Extracted records:
▽

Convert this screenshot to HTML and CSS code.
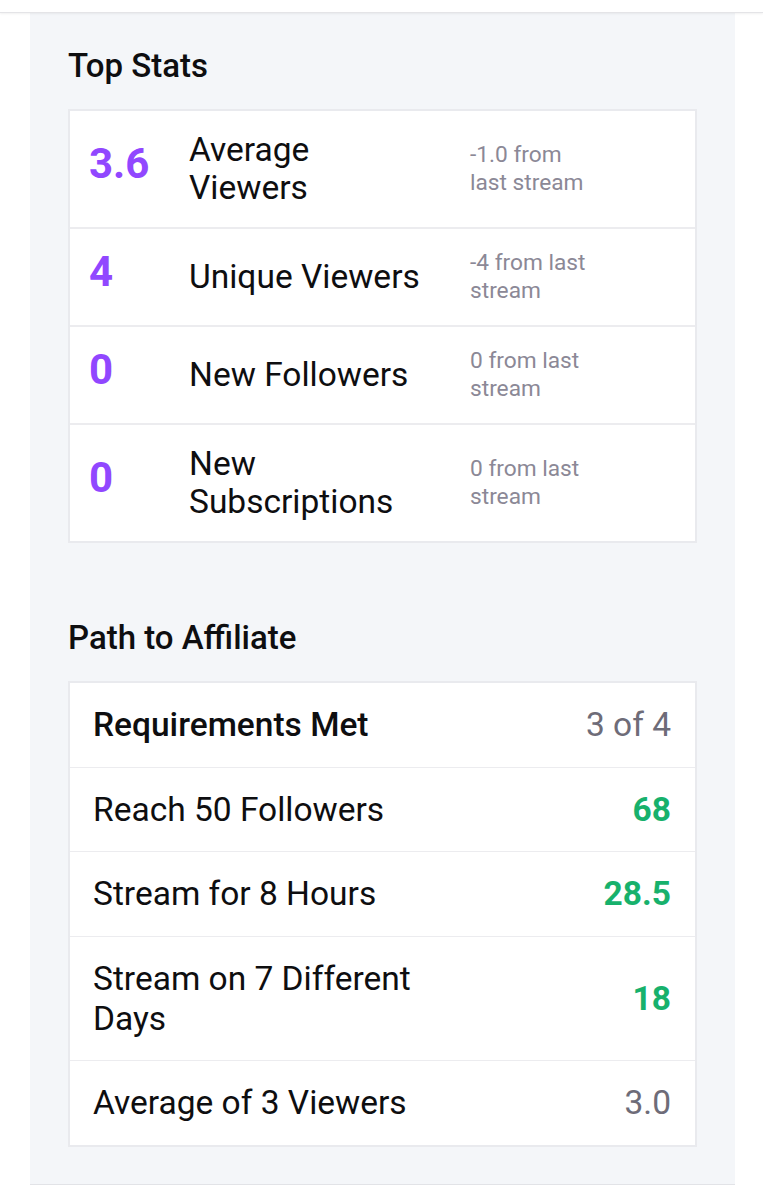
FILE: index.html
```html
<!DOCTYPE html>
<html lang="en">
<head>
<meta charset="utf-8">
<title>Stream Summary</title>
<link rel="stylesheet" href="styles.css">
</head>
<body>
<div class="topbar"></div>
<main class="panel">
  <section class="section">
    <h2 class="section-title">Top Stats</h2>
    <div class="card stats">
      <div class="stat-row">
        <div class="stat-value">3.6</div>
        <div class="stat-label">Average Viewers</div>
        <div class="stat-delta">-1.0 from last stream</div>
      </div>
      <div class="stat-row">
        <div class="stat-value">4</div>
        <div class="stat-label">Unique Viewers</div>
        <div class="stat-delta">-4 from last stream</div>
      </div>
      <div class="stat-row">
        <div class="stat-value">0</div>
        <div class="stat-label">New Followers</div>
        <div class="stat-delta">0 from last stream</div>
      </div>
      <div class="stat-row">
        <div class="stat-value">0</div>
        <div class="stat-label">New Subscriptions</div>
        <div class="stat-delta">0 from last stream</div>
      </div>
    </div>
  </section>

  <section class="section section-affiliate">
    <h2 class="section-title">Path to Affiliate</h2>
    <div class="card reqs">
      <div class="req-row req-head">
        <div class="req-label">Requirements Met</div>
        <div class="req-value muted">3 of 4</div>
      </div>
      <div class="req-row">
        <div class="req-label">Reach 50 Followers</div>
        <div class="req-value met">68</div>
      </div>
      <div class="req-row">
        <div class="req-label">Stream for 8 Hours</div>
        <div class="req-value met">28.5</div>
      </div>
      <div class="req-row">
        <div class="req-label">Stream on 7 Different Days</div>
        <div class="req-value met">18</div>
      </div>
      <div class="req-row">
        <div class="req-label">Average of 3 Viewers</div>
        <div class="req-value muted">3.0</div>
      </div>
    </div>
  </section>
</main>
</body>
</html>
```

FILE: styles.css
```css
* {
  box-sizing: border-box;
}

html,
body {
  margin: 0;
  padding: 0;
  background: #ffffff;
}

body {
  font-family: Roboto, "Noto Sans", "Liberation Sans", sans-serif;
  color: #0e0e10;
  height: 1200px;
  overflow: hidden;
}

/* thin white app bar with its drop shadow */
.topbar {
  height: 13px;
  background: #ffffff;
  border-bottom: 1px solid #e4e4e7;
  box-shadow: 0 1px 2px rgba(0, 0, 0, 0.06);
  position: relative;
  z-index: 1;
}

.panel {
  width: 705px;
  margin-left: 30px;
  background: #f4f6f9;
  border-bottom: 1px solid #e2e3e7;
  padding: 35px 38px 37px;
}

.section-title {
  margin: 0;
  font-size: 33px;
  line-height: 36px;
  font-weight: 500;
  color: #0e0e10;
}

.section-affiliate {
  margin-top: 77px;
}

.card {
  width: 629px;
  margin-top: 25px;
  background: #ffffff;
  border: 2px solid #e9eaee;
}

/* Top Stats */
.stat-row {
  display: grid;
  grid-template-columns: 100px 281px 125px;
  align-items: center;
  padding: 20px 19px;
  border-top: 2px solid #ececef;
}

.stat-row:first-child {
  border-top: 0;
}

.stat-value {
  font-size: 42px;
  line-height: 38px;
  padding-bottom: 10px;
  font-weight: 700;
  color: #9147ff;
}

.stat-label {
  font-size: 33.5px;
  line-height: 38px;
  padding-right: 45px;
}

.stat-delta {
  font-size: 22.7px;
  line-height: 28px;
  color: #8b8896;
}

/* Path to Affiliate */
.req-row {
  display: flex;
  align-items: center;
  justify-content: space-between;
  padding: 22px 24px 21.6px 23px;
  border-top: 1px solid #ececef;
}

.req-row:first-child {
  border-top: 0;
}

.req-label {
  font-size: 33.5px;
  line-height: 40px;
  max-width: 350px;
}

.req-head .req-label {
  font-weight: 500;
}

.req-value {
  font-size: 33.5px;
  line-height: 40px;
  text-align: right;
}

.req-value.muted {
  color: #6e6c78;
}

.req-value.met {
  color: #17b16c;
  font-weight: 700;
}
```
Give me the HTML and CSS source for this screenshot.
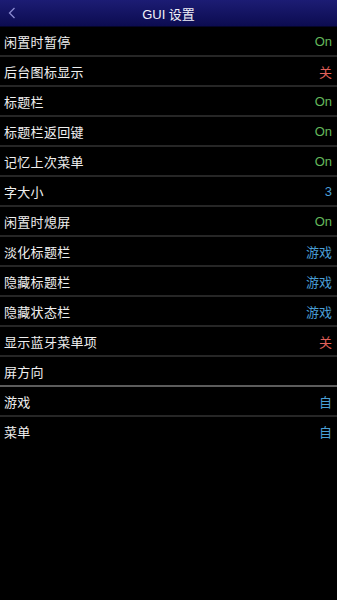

△

DIRECTIONS FOR THIS TASK: Copy the entries above faithfully and omit every image.

ANSWER TO THE EXERCISE:
Convert this screenshot to HTML and CSS code.
FILE: index.html
```html
<!DOCTYPE html>
<html lang="en">
<head>
<meta charset="utf-8">
<title>Stream Summary</title>
<link rel="stylesheet" href="styles.css">
</head>
<body>
<div class="topbar"></div>
<main class="panel">
  <section class="section">
    <h2 class="section-title">Top Stats</h2>
    <div class="card stats">
      <div class="stat-row">
        <div class="stat-value">3.6</div>
        <div class="stat-label">Average Viewers</div>
        <div class="stat-delta">-1.0 from last stream</div>
      </div>
      <div class="stat-row">
        <div class="stat-value">4</div>
        <div class="stat-label">Unique Viewers</div>
        <div class="stat-delta">-4 from last stream</div>
      </div>
      <div class="stat-row">
        <div class="stat-value">0</div>
        <div class="stat-label">New Followers</div>
        <div class="stat-delta">0 from last stream</div>
      </div>
      <div class="stat-row">
        <div class="stat-value">0</div>
        <div class="stat-label">New Subscriptions</div>
        <div class="stat-delta">0 from last stream</div>
      </div>
    </div>
  </section>

  <section class="section section-affiliate">
    <h2 class="section-title">Path to Affiliate</h2>
    <div class="card reqs">
      <div class="req-row req-head">
        <div class="req-label">Requirements Met</div>
        <div class="req-value muted">3 of 4</div>
      </div>
      <div class="req-row">
        <div class="req-label">Reach 50 Followers</div>
        <div class="req-value met">68</div>
      </div>
      <div class="req-row">
        <div class="req-label">Stream for 8 Hours</div>
        <div class="req-value met">28.5</div>
      </div>
      <div class="req-row">
        <div class="req-label">Stream on 7 Different Days</div>
        <div class="req-value met">18</div>
      </div>
      <div class="req-row">
        <div class="req-label">Average of 3 Viewers</div>
        <div class="req-value muted">3.0</div>
      </div>
    </div>
  </section>
</main>
</body>
</html>
```

FILE: styles.css
```css
* {
  box-sizing: border-box;
}

html,
body {
  margin: 0;
  padding: 0;
  background: #ffffff;
}

body {
  font-family: Roboto, "Noto Sans", "Liberation Sans", sans-serif;
  color: #0e0e10;
  height: 1200px;
  overflow: hidden;
}

/* thin white app bar with its drop shadow */
.topbar {
  height: 13px;
  background: #ffffff;
  border-bottom: 1px solid #e4e4e7;
  box-shadow: 0 1px 2px rgba(0, 0, 0, 0.06);
  position: relative;
  z-index: 1;
}

.panel {
  width: 705px;
  margin-left: 30px;
  background: #f4f6f9;
  border-bottom: 1px solid #e2e3e7;
  padding: 35px 38px 37px;
}

.section-title {
  margin: 0;
  font-size: 33px;
  line-height: 36px;
  font-weight: 500;
  color: #0e0e10;
}

.section-affiliate {
  margin-top: 77px;
}

.card {
  width: 629px;
  margin-top: 25px;
  background: #ffffff;
  border: 2px solid #e9eaee;
}

/* Top Stats */
.stat-row {
  display: grid;
  grid-template-columns: 100px 281px 125px;
  align-items: center;
  padding: 20px 19px;
  border-top: 2px solid #ececef;
}

.stat-row:first-child {
  border-top: 0;
}

.stat-value {
  font-size: 42px;
  line-height: 38px;
  padding-bottom: 10px;
  font-weight: 700;
  color: #9147ff;
}

.stat-label {
  font-size: 33.5px;
  line-height: 38px;
  padding-right: 45px;
}

.stat-delta {
  font-size: 22.7px;
  line-height: 28px;
  color: #8b8896;
}

/* Path to Affiliate */
.req-row {
  display: flex;
  align-items: center;
  justify-content: space-between;
  padding: 22px 24px 21.6px 23px;
  border-top: 1px solid #ececef;
}

.req-row:first-child {
  border-top: 0;
}

.req-label {
  font-size: 33.5px;
  line-height: 40px;
  max-width: 350px;
}

.req-head .req-label {
  font-weight: 500;
}

.req-value {
  font-size: 33.5px;
  line-height: 40px;
  text-align: right;
}

.req-value.muted {
  color: #6e6c78;
}

.req-value.met {
  color: #17b16c;
  font-weight: 700;
}
```
Give me the HTML and CSS source for this screenshot.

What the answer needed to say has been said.